Monday, February 18, 2019

It's About Run Power, Not Heart Rate

I've had my Stryd power pod for about 10 days and I've run every single day with it! I love this little pod and all the data that comes with it. Still don't know all the details or how to best utilize it for training and racing, but it has motivated me to run more, with greater variety, and to think about my runs. Power is correlated with heart rate, but it is a more direct measure of your effort. Cyclists have used power meters for years, now runners have the same option. I'm excited to see what this tool can do for my running and racing.

Post-run analysis is rather fun. Lots of numbers, charts, and graphs. I need to do a "functional threshold power test" (critical power) to better establish my personal power zones, but I started with entering a recent race time to estimate zones. Here is an example of the data from the Stryd power center (their software tool) for a recent 5-mile treadmill run:

My maximum power output was 358 watts, average was 261 watts. The max power reading came when I pushed the pace to 6:00 minutes/mile! It also tracks ground contact time, vertical oscillation, leg spring stiffness, fatigue, power used on form rather than forward propulsion (77.2 watts in this run) and a few of other stats I haven't figured out. Trends over time are also displayed (but I need more data). Stryd also provides training programs based on power zones. Might use one for a fall half-marathon.
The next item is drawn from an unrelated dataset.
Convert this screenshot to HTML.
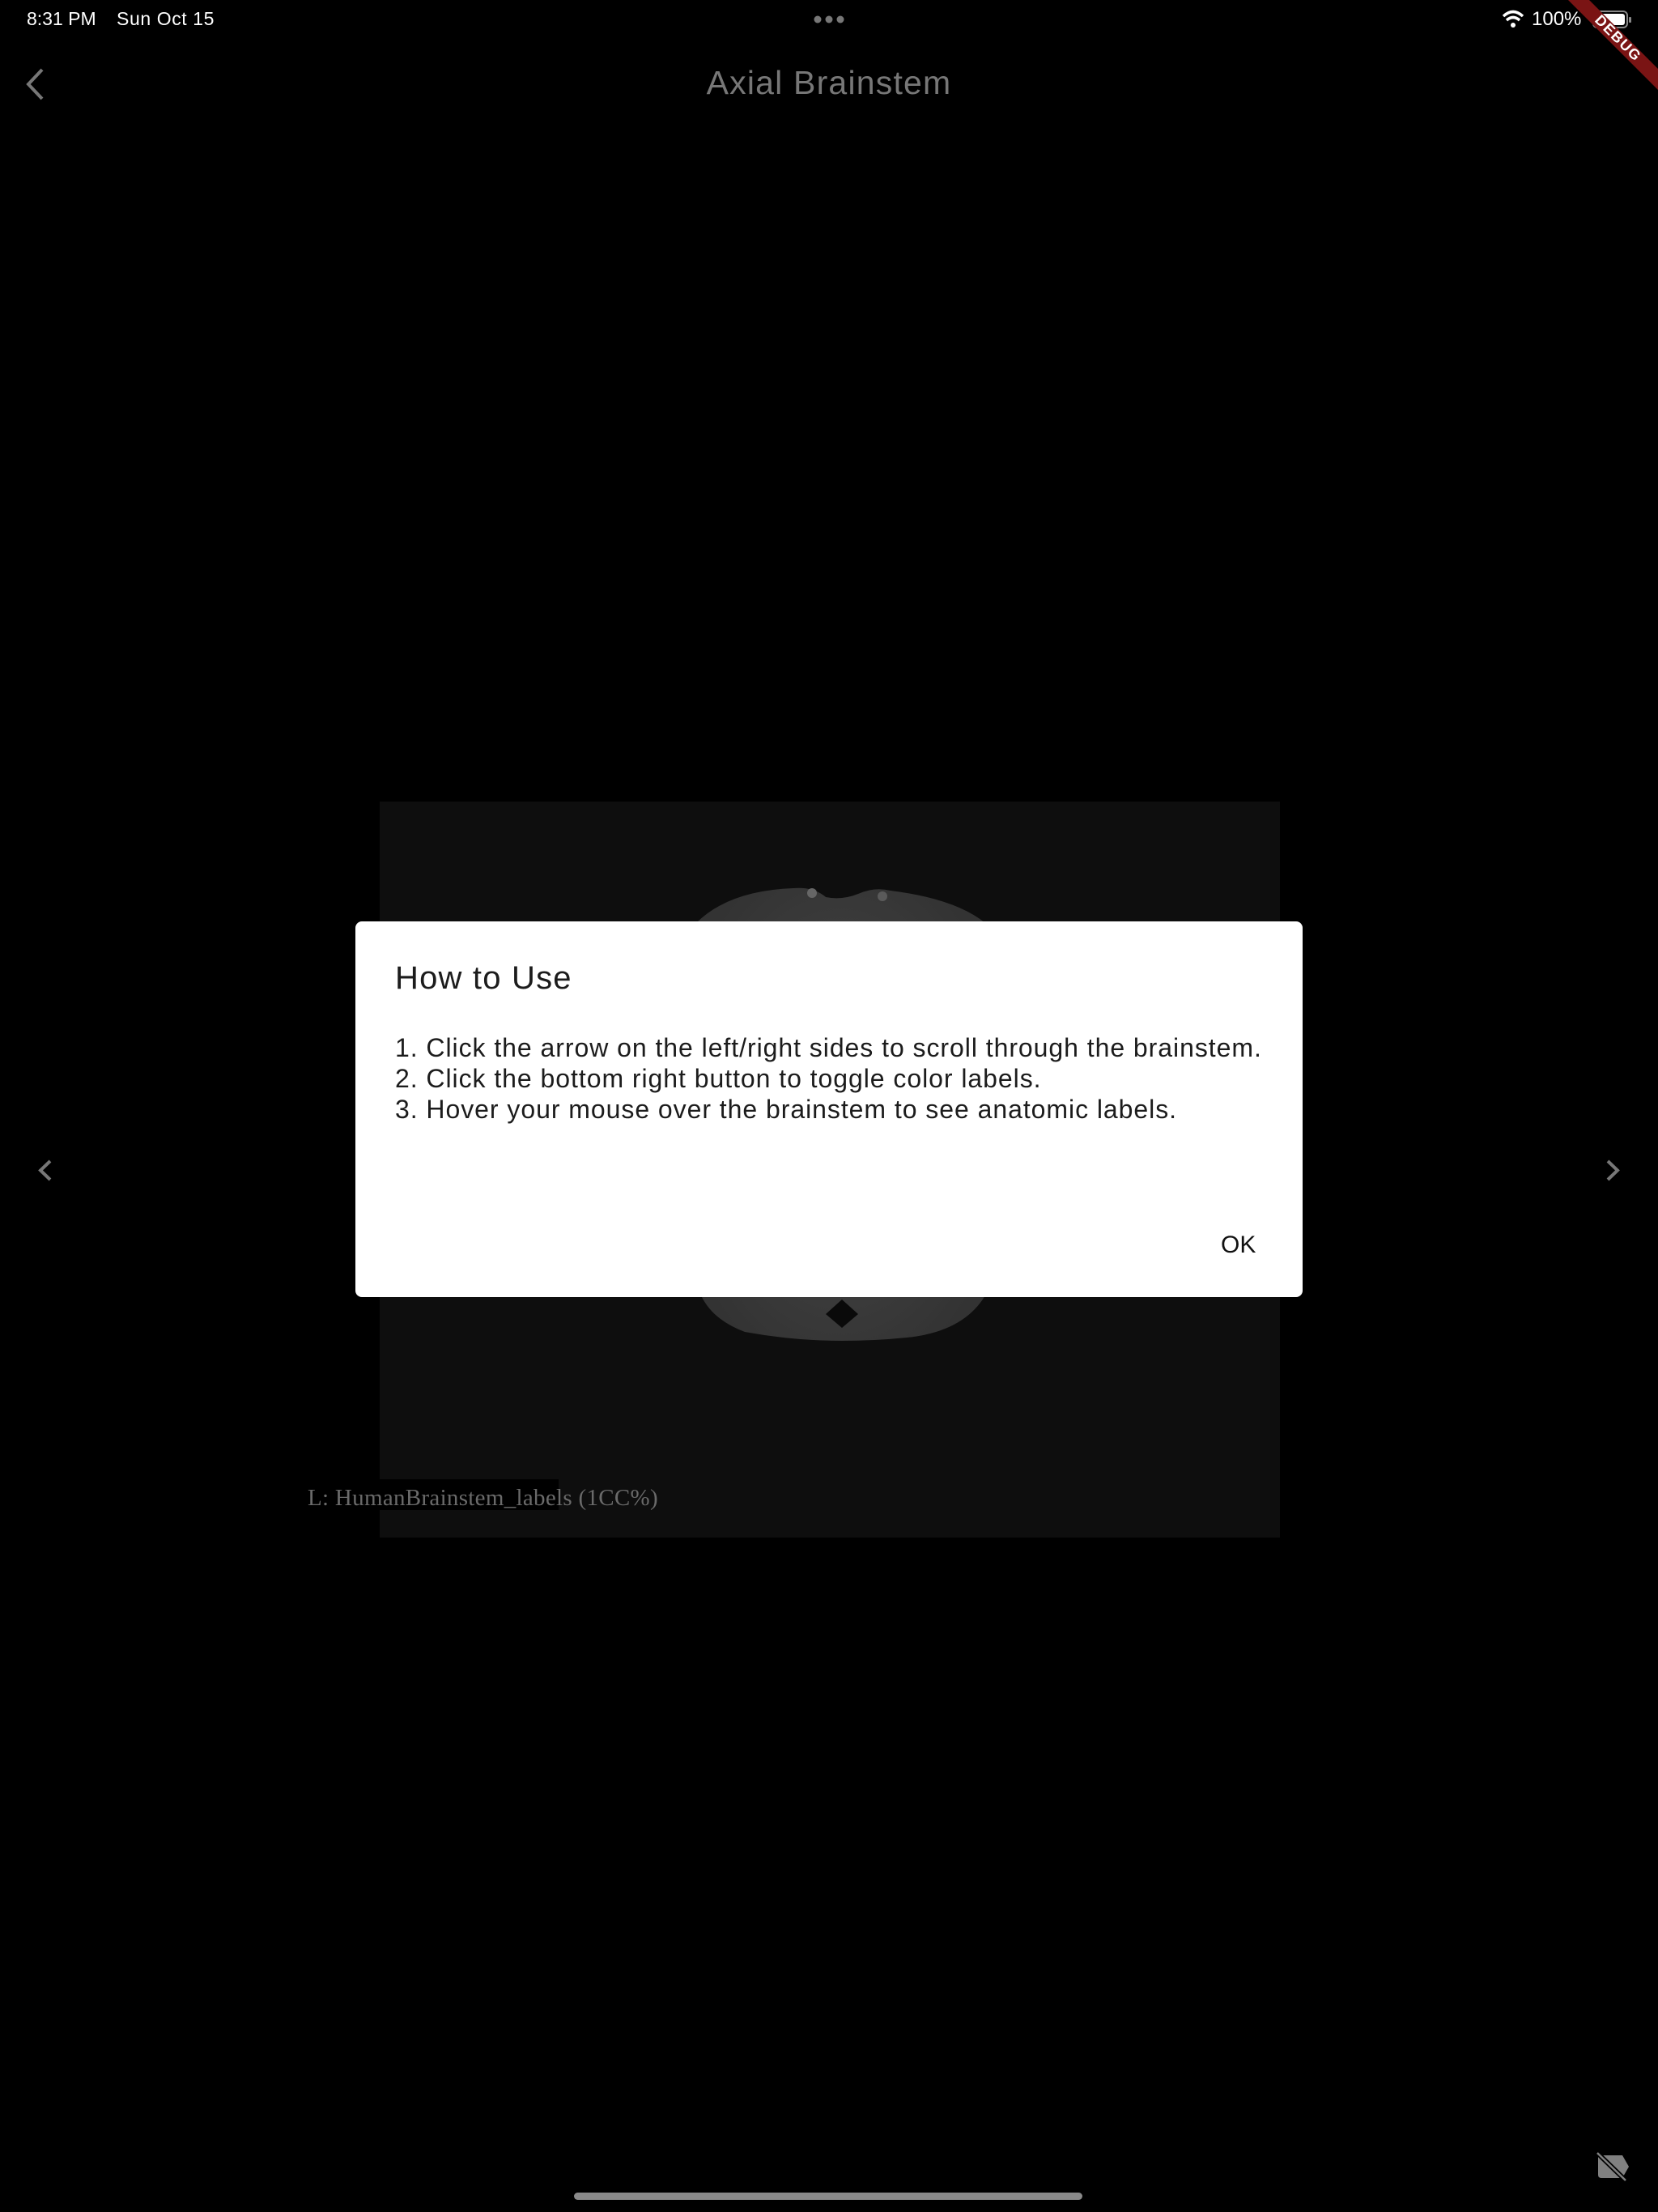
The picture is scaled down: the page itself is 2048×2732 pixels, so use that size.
<!DOCTYPE html>
<html><head><meta charset="utf-8"><style>
html,body{margin:0;padding:0;background:#000;}
body{width:2048px;height:2732px;position:relative;overflow:hidden;font-family:"Liberation Sans",sans-serif;}
.abs{position:absolute;white-space:nowrap;}
</style></head><body>
<!-- status bar -->
<div class="abs" style="left:33px;top:10px;font-size:23px;color:#fff;">8:31 PM</div>
<div class="abs" style="left:144px;top:10px;font-size:23px;color:#fff;letter-spacing:0.6px;">Sun Oct 15</div>
<svg class="abs" style="left:0;top:0" width="2048" height="140">
  <circle cx="1010" cy="24" r="4.5" fill="#777"/><circle cx="1024" cy="24" r="4.5" fill="#777"/><circle cx="1038" cy="24" r="4.5" fill="#777"/>
  <path d="M1857 20 Q1869 9 1881 20" stroke="#fff" stroke-width="3.5" fill="none"/>
  <path d="M1861 25 Q1869 18 1877 25" stroke="#fff" stroke-width="3.5" fill="none"/>
  <circle cx="1869" cy="31" r="3" fill="#fff"/>
  <rect x="1968" y="14" width="42" height="20" rx="5" fill="none" stroke="#888" stroke-width="2"/>
  <rect x="1971" y="17" width="36" height="14" rx="3" fill="#fff"/>
  <rect x="2012" y="21" width="3" height="7" rx="1" fill="#888"/>
  <path d="M52 86 L35 104 L52 122" stroke="#777" stroke-width="4" fill="none"/>
  <polygon points="1937,0 1963,0 2048,85 2048,111" fill="#7a1414"/>
  <text x="0" y="0" transform="translate(1998,48) rotate(45)" text-anchor="middle" dominant-baseline="middle" font-family="Liberation Sans" font-weight="bold" font-size="18" fill="#fff" letter-spacing="1.5">DEBUG</text>
</svg>
<div class="abs" style="left:1892px;top:10px;font-size:24px;color:#fff;">100%</div>
<div class="abs" style="left:0;width:2048px;top:79px;text-align:center;font-size:41px;letter-spacing:1.2px;color:#777;">Axial Brainstem</div>

<!-- image box -->
<div class="abs" style="left:469px;top:990px;width:1112px;height:909px;background:#0e0e0e;"></div>
<svg class="abs" style="left:0;top:0" width="2048" height="2000">
  <defs><radialGradient id="g" cx="0.5" cy="0.5" r="0.6"><stop offset="0" stop-color="#4a4a4a"/><stop offset="1" stop-color="#333"/></radialGradient></defs>
  <path d="M860 1140 Q900 1100 980 1097 Q1005 1095 1020 1108 Q1040 1112 1060 1104 Q1080 1095 1100 1100 Q1180 1110 1217 1140 L1217 1600 Q1190 1645 1120 1652 Q1080 1656 1040 1656 Q980 1656 920 1645 Q880 1630 866 1600 Z" fill="url(#g)"/>
  <circle cx="1003" cy="1103" r="6" fill="#666"/><circle cx="1090" cy="1107" r="6" fill="#5a5a5a"/>
  <path d="M1020 1623 L1040 1605 L1060 1623 L1040 1640 Z" fill="#0a0a0a"/>
  <rect x="468" y="1827" width="222" height="38" fill="#000"/>
  <path d="M62 1434 L50 1445.5 L62 1457" stroke="#777" stroke-width="4" fill="none"/>
  <path d="M1986 1434 L1998 1445.5 L1986 1457" stroke="#777" stroke-width="4" fill="none"/>
</svg>
<div class="abs" style="left:380px;top:1834px;font-family:'Liberation Serif',serif;font-size:29px;letter-spacing:0.3px;color:#6a6a6a;">L: HumanBrainstem_labels (1CC%)</div>

<!-- dialog -->
<div class="abs" style="left:439px;top:1138px;width:1170px;height:464px;background:#fff;border-radius:8px;"></div>
<div class="abs" style="left:488px;top:1186px;font-size:40px;letter-spacing:1.2px;color:#1c1c1c;">How to Use</div>
<div class="abs" style="left:488px;top:1275px;font-size:32px;letter-spacing:0.95px;line-height:38px;color:#1c1c1c;">1. Click the arrow on the left/right sides to scroll through the brainstem.<br>2. Click the bottom right button to toggle color labels.<br>3. Hover your mouse over the brainstem to see anatomic labels.</div>
<div class="abs" style="left:1508px;top:1521px;font-size:30px;color:#111;">OK</div>

<!-- bottom icon -->
<svg class="abs" style="left:1960px;top:2650px" width="70" height="50">
  <path d="M14 12 L44 12 L52 26 L44 40 L18 40 Q14 40 14 36 Z" fill="#808080"/>
  <path d="M13 9 L48 43" stroke="#000" stroke-width="6"/>
  <path d="M13 9 L48 43" stroke="#808080" stroke-width="2.5"/>
</svg>
<div class="abs" style="left:709px;top:2708px;width:628px;height:9px;border-radius:5px;background:#8a8a8a;"></div>
</body></html>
The same 5-mile run viewed within the Runalyze web-based program (the best free running software available):

Once I have real power zones, I'll be able to adjust training and racing with power numbers displayed on my Garmin watch. After about 30 days, Stryd starts to give insights and analysis based on your past and current fitness. I'm definitely happy with this device after 10 days, but the real proof will be after 30 days...and after my first couple of races where I monitor power during the race.